In this fifth video of the Deep Learning Fundamentals series, we’ll be discussing what an activation function is and how we use these functions in neural networks. We’ll also discuss a couple of different activation functions, and we’ll see how to specify an activation function in code with Keras.
In a previous video, we covered the layers within a neural network, and we just briefly mentioned that an activation function typically follows a layer. So let’s go a bit further with this idea.
Alright, so what is the definition of an activation function?
In an artificial neural network, the activation function of a neuron defines the output of that neuron given a set of inputs. This makes sense given the illustration we had in the last video.
There, we took the weighted sum of each connection that pointed to the same neuron in the following layer, and passed that weighted sum to an activation function. The activation function then does some type of operation to transform the sum to a number between some lower limit and some upper limit.
So, what’s up with this transformation? Why is it even needed?
To explain that, let’s first look at an activation function called Sigmoid.
Sigmoid takes in an input, and if the input is a very negative number, then sigmoid will transform the input to a number very close to zero.
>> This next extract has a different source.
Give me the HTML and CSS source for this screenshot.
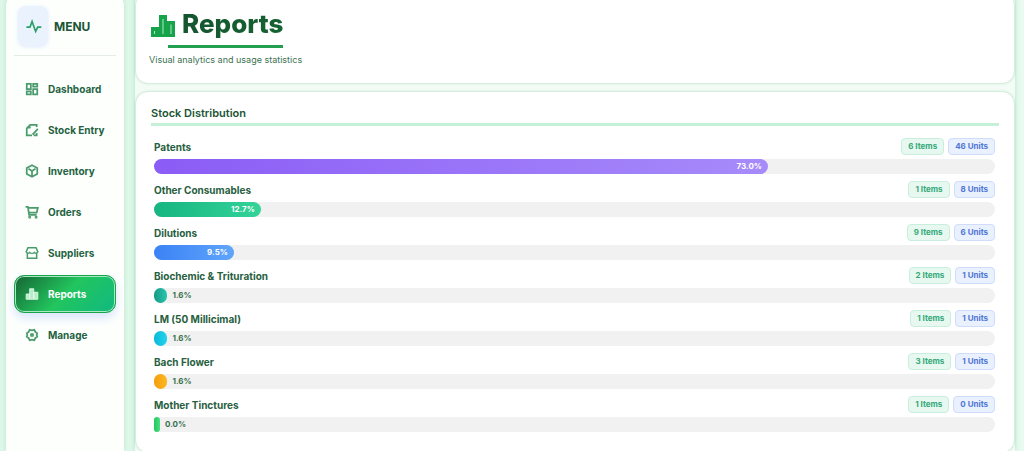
FILE: index.html
```html
<!DOCTYPE html>
<html lang="en">
<head>
    <meta charset="UTF-8">
    <meta name="viewport" content="width=device-width, initial-scale=1.0">
    <title>Reports</title>
    <link rel="stylesheet" href="styles.css">
</head>
<body>
    <div class="app">
        <aside class="sidebar">
            <div class="brand">
                <span class="brand-logo">
                    <svg width="17" height="17" viewBox="0 0 24 24" fill="none" stroke="currentColor" stroke-width="2.4"><path d="M2 13h5l3-8 5 14 3-6h5"/></svg>
                </span>
                <span class="brand-name">MENU</span>
            </div>
            <nav class="nav">
                <a href="#" class="nav-link">
                    <svg class="icon" viewBox="0 0 24 24"><path d="M3 3h7v9H3zM14 3h7v5h-7zM14 12h7v9h-7zM3 16h7v5H3z"/></svg>
                    Dashboard
                </a>
                <a href="#" class="nav-link">
                    <svg class="icon" viewBox="0 0 24 24"><path d="M20 7V3H9L3 9v12h9M8 3v5H3M22 10l-9 10M15 21h5v-4"/></svg>
                    Stock Entry
                </a>
                <a href="#" class="nav-link">
                    <svg class="icon" viewBox="0 0 24 24"><path d="M12 2l9 5v10l-9 5-9-5V7zM6 8l6 4 6-4M12 12v8"/></svg>
                    Inventory
                </a>
                <a href="#" class="nav-link">
                    <svg class="icon" viewBox="0 0 24 24"><path d="M1 3h4l2 14h13M6 5h16l-2 8H7"/><circle cx="8" cy="21" r="1"/><circle cx="19" cy="21" r="1"/></svg>
                    Orders
                </a>
                <a href="#" class="nav-link">
                    <svg class="icon store" viewBox="0 0 24 24"><path d="M4 12v9h16v-9M5 3h14l3 7c-2 3-4 3-6 1-2 2-6 2-8 0-2 2-4 2-6-1z"/></svg>
                    Suppliers
                </a>
                <a href="#" class="nav-link active">
                    <svg class="icon chart" viewBox="0 0 24 24"><path d="M2 12h6v9H2zM8 3h7v18H8zM15 9h7v12h-7z"/></svg>
                    Reports
                </a>
                <a href="#" class="nav-link">
                    <svg class="icon" viewBox="0 0 24 24"><path d="M8 3l4 1 4-1 2 4 3 2-1 3 1 3-3 2-2 4-4-1-4 1-2-4-3-2 1-3-1-3 3-2z"/><circle cx="12" cy="12" r="2"/></svg>
                    Manage
                </a>
            </nav>
        </aside>

        <main class="content">
            <header class="card page-header">
                <div class="title-row">
                    <svg class="title-icon" viewBox="0 0 24 22"><path d="M0 12h8V0h8v6h8v16H0z" fill="#16a34a"/><path d="M3.500 16v3M12 4v15M20 9.500v9.500" stroke="#a7ecc0" stroke-width="1"/></svg>
                    <h1>Reports</h1>
                </div>
                <p class="subtitle">Visual analytics and usage statistics</p>
            </header>

            <section class="card stock">
                <h2>Stock Distribution</h2>
                <div class="rows">
                    <div class="row">
                        <div class="row-head"><h3>Patents</h3><span class="badge items">6 Items</span><span class="badge units">46 Units</span></div>
                        <div class="track"><div class="fill violet" style="width: 73%">73.0%</div></div>
                    </div>
                    <div class="row">
                        <div class="row-head"><h3>Other Consumables</h3><span class="badge items">1 Items</span><span class="badge units">8 Units</span></div>
                        <div class="track"><div class="fill green" style="width: 12.7%">12.7%</div></div>
                    </div>
                    <div class="row">
                        <div class="row-head"><h3>Dilutions</h3><span class="badge items">9 Items</span><span class="badge units">6 Units</span></div>
                        <div class="track"><div class="fill blue" style="width: 9.5%">9.5%</div></div>
                    </div>
                    <div class="row">
                        <div class="row-head"><h3>Biochemic &amp; Trituration</h3><span class="badge items">2 Items</span><span class="badge units">1 Units</span></div>
                        <div class="track"><div class="fill teal" style="width: 1.6%"></div><span class="percent">1.6%</span></div>
                    </div>
                    <div class="row">
                        <div class="row-head"><h3>LM (50 Millicimal)</h3><span class="badge items">1 Items</span><span class="badge units">1 Units</span></div>
                        <div class="track"><div class="fill cyan" style="width: 1.6%"></div><span class="percent">1.6%</span></div>
                    </div>
                    <div class="row">
                        <div class="row-head"><h3>Bach Flower</h3><span class="badge items">3 Items</span><span class="badge units">1 Units</span></div>
                        <div class="track"><div class="fill amber" style="width: 1.6%"></div><span class="percent">1.6%</span></div>
                    </div>
                    <div class="row">
                        <div class="row-head"><h3>Mother Tinctures</h3><span class="badge items">1 Items</span><span class="badge units">0 Units</span></div>
                        <div class="track"><div class="fill lime" style="width: 0%"></div><span class="percent">0.0%</span></div>
                    </div>
                </div>
            </section>
        </main>
    </div>
</body>
</html>
```

FILE: styles.css
```css
* {
    box-sizing: border-box;
}
body {
    margin: 0;
    font-family: Inter, "Liberation Sans", sans-serif;
    color: #1b5535;
    background: linear-gradient(90deg, #dcf7e7, #e6faee 60%, #e9faf0);
}
h1, h2, h3, p {
    margin: 0;
}
.app {
    display: flex;
    gap: 11px;
    height: 100vh;
    padding: 0 9px 0 6px;
    overflow: hidden;
}

/* sidebar */
.sidebar {
    flex: 0 0 118px;
    min-width: 0;
    margin-top: -8px;
    padding: 14px 8px;
    background: #fdfffd;
    border-radius: 14px 14px 0 0;
    box-shadow: 0 0 4px rgba(22, 101, 52, 0.15);
}
.brand {
    display: flex;
    align-items: center;
    gap: 6px;
    padding: 0 4px 9px;
    border-bottom: 1px solid #e3ece6;
}
.brand-logo {
    display: flex;
    align-items: center;
    justify-content: center;
    width: 30px;
    height: 40px;
    border-radius: 8px;
    background: #eaf2fe;
    color: #2ba066;
    box-shadow: 0 1px 4px #dfe9fd;
}
.brand-name {
    font-size: 12px;
    font-weight: 700;
}
.nav {
    display: flex;
    flex-direction: column;
    gap: 3px;
    margin-top: 14px;
}
.nav-link {
    display: flex;
    align-items: center;
    gap: 9px;
    height: 38px;
    padding: 0 11px;
    border-radius: 10px;
    color: #24623f;
    font-size: 10px;
    font-weight: 700;
    text-decoration: none;
    white-space: nowrap;
}
.icon {
    flex: none;
    width: 14px;
    height: 14px;
    fill: none;
    stroke: #4a9c6d;
    stroke-width: 3;
}
.icon.store {
    stroke-width: 2.6;
}
.nav-link.active {
    color: #fff;
    background: linear-gradient(135deg, #166534, #22c55e 50%, #10b981);
    border: 1px solid #16a34a;
    padding: 0 10px;
    box-shadow: inset 0 0 0 1px #a9e8c1, 0 5px 10px #d9e4fd;
}
.icon.chart {
    fill: #b5edc9;
    stroke: #e2f9e9;
    stroke-width: 1.5;
}

/* content */
.content {
    flex: 1;
    min-width: 0;
    margin-top: -8px;
    background: #f3fcf6;
    box-shadow: 0 0 5px #b4e5c7;
}
.card {
    background: #fff;
    border: 1px solid #d3eedd;
    border-radius: 13px;
    box-shadow: 0 0 3px rgba(22, 101, 52, 0.1);
}
.page-header {
    height: 92px;
    padding: 15px 13px;
}
.title-row {
    display: flex;
    width: max-content;
    gap: 7px;
    height: 40px;
    background: linear-gradient(#22a050, #22a050) 100% 100% / 115px 3px no-repeat;
}
.title-icon {
    width: 24px;
    height: 22px;
    margin: 7px 0 0 2px;
}
h1 {
    font-size: 26px;
    line-height: 32px;
    font-weight: 800;
    background: linear-gradient(135deg, #14532d, #166534);
    -webkit-background-clip: text;
    background-clip: text;
    color: transparent;
}
.subtitle {
    margin-top: 6px;
    font-size: 9px;
    line-height: 12px;
    color: #3c7352;
}
.stock {
    margin-top: 7px;
    padding: 14px 15px 20px;
}
h2 {
    padding-bottom: 2px;
    border-bottom: 3px solid #c5f0d8;
    font-size: 11px;
    line-height: 15px;
    font-weight: 600;
}
.rows {
    display: flex;
    flex-direction: column;
    gap: 7px;
    padding: 12px 4px 0 3px;
}
.row-head {
    display: flex;
    align-items: center;
    gap: 4px;
    height: 17px;
    margin-bottom: 4px;
}
h3 {
    margin-right: auto;
    font-size: 10px;
    font-weight: 700;
    color: #27603e;
}
.badge {
    height: 17px;
    padding: 0 6px;
    border: 1px solid;
    border-radius: 4px;
    font-size: 8px;
    line-height: 15px;
    font-weight: 700;
}
.items {
    color: #35a878;
    background: #e6f8f0;
    border-color: #c9eedd;
}
.units {
    color: #4f76d3;
    background: #e9f0fe;
    border-color: #cfddfa;
}
.track {
    display: flex;
    height: 15px;
    background: #f1f1f1;
    border-radius: 8px;
}
.fill {
    flex: none;
    min-width: 6px;
    padding-right: 6px;
    border-radius: 8px;
    color: #fff;
    font-size: 8px;
    line-height: 15px;
    font-weight: 700;
    text-align: right;
}
.percent {
    margin-left: 5px;
    font-size: 8px;
    line-height: 15px;
    font-weight: 700;
    color: #37704d;
}
.violet { background: linear-gradient(90deg, #8b5cf6, #a78bfa); }
.green { background: linear-gradient(90deg, #16b581, #34d399); }
.blue { background: linear-gradient(90deg, #3b82f6, #60a5fa); }
.teal { background: linear-gradient(90deg, #159a84, #2bc4ae); }
.cyan { background: linear-gradient(90deg, #0bb9d8, #22d3ee); }
.amber { background: linear-gradient(90deg, #f59e0b, #fbb824); }
.lime { background: linear-gradient(90deg, #22c55e, #4ade80); }
```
If the input is a very positive number, then sigmoid will transform the input into a number very close to one. If the input is close to zero, then Sigmoid will transform the input into some number between zero and one.
So, for Sigmoid, zero is the lower limit, and one is the upper limit.
Alright, so now that we understand mathematically what one of these activation functions is doing, let’s get back to our previous question of why are we doing this? What’s the intuition?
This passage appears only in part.